The Appeals Court ordered the case sent back to a trial judge to address potential refunds.
“The statute at issue is designed to make plaintiffs whole for illegal fees only; nothing in the statute suggests it is intended to punish local governments while granting a windfall to plaintiffs,” Riggs wrote.
Stading would have reversed the trial judge’s entire order favoring Orange County. Claims from both the “feepayer” and “refund” classes would have moved forward in a trial court. The Supreme Court majority endorsed Stading’s opinion.
“Substantial evidence shows that when Orange County calculated the taxes at issue, it neglected to follow the protocol outlined and mandated by the General Assembly in the Session Law,” Stading wrote. “While I agree with the majority that impact fees should not have been expended on buses and consultant studies, I am nevertheless precluded from reaching consideration of impermissible costs because a jury should resolve the lawfulness of the impact fees as a preliminary matter.”
“Similarly, there is a genuine issue of material fact to be resolved with respect to the contradictory evidence of underlying reasons for a reduction in impact fees,” he added.
The dissenting judge noted evidence that consultants calculating the fees did not use a planning period required by law.
“Since there is a genuine dispute of material fact as to whether the County used a planning period, the impact fees may have been ultra vires,” he wrote.
Stading also cited evidence that bolstered the “refund” class’s arguments.

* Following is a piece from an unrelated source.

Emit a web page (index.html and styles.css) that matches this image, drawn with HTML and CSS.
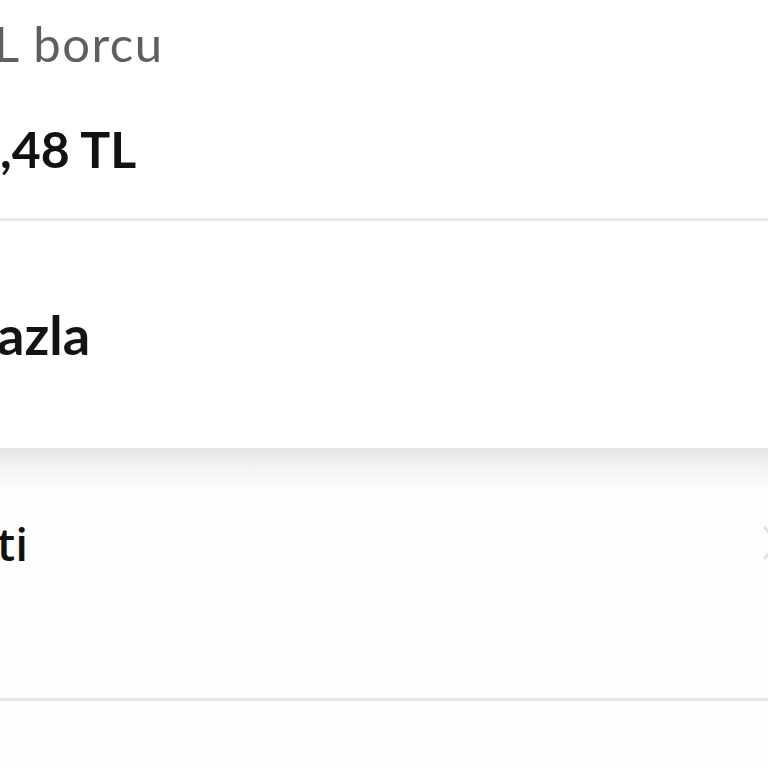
FILE: index.html
```html
<!DOCTYPE html>
<html lang="tr">
<head>
<meta charset="utf-8">
<link rel="stylesheet" href="styles.css">
</head>
<body>
<div class="page">
  <section class="debt">
    <div class="line label l1"><span class="cut">Toplam T</span><span class="vis">L borcu</span></div>
    <div class="line amount l2"><span class="cut">1.254</span><span class="vis">,48 TL</span></div>
  </section>
  <section class="more">
    <div class="line more-text l3"><span class="cut">Daha f</span><span class="vis">azla</span></div>
  </section>
  <section class="list">
    <div class="row">
      <div class="line row-text l4"><span class="cut">Hesap öze</span><span class="vis">ti</span></div>
      <svg class="chev" width="20" height="36" viewBox="0 0 20 36"><path d="M3 3 L16 18 L3 33" fill="none" stroke="#e2e2e2" stroke-width="3" stroke-linecap="round" stroke-linejoin="round"/></svg>
    </div>
  </section>
</div>
</body>
</html>
```
FILE: styles.css
```css
html, body {
  margin: 0;
  padding: 0;
  background: #fefefe;
  overflow: hidden;
}
.page {
  width: 768px;
  height: 768px;
  overflow: hidden;
  font-family: "Lato", "Open Sans", sans-serif;
}
.line {
  display: flex;
  white-space: nowrap;
}
.cut {
  display: flex;
  justify-content: flex-end;
  width: 400px;
  flex: none;
}
.debt {
  background: #ffffff;
  padding-top: 13px;
  height: 205px;
  border-bottom: 3px solid #e7e7e7;
  box-sizing: content-box;
}
.label {
  font-size: 49px;
  letter-spacing: 1.5px;
  color: #5f5f63;
  line-height: 60px;
  margin-left: -406px;
}
.amount {
  font-size: 50px;
  font-weight: 700;
  color: #121212;
  line-height: 60px;
  margin-top: 46px;
  margin-left: -400px;
}
.more {
  background: #ffffff;
  height: 227px;
  display: flex;
  align-items: center;
}
.more-text {
  font-size: 54px;
  font-weight: 700;
  color: #141414;
  margin-left: -403px;
  margin-top: 0;
}
.list {
  height: 253px;
  background: linear-gradient(#e3e3e3 0px, #f3f3f3 18px, #fcfcfc 40px, #fefefe 50px);
  border-bottom: 3px solid #e6e6e6;
  box-sizing: border-box;
}
.row {
  display: flex;
  align-items: center;
  justify-content: space-between;
  padding-top: 67px;
}
.row-text {
  font-family: "Open Sans", sans-serif;
  font-size: 46px;
  font-weight: 600;
  color: #111;
  margin-left: -403px;
  line-height: 56px;
}
.chev {
  margin-right: -14px;
  flex: none;
}
```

If impact fees were altered for reasons other than an updated impact fee study, the legal case should have moved forward.
“The County’s own … witness cited concerns of ‘timing’ and ‘the nature of the General Assembly,’” the judge wrote. “Thus, there is a genuine issue of material fact as to whether the County complied with the refund provision required by its Ordinance as amended in 2016.”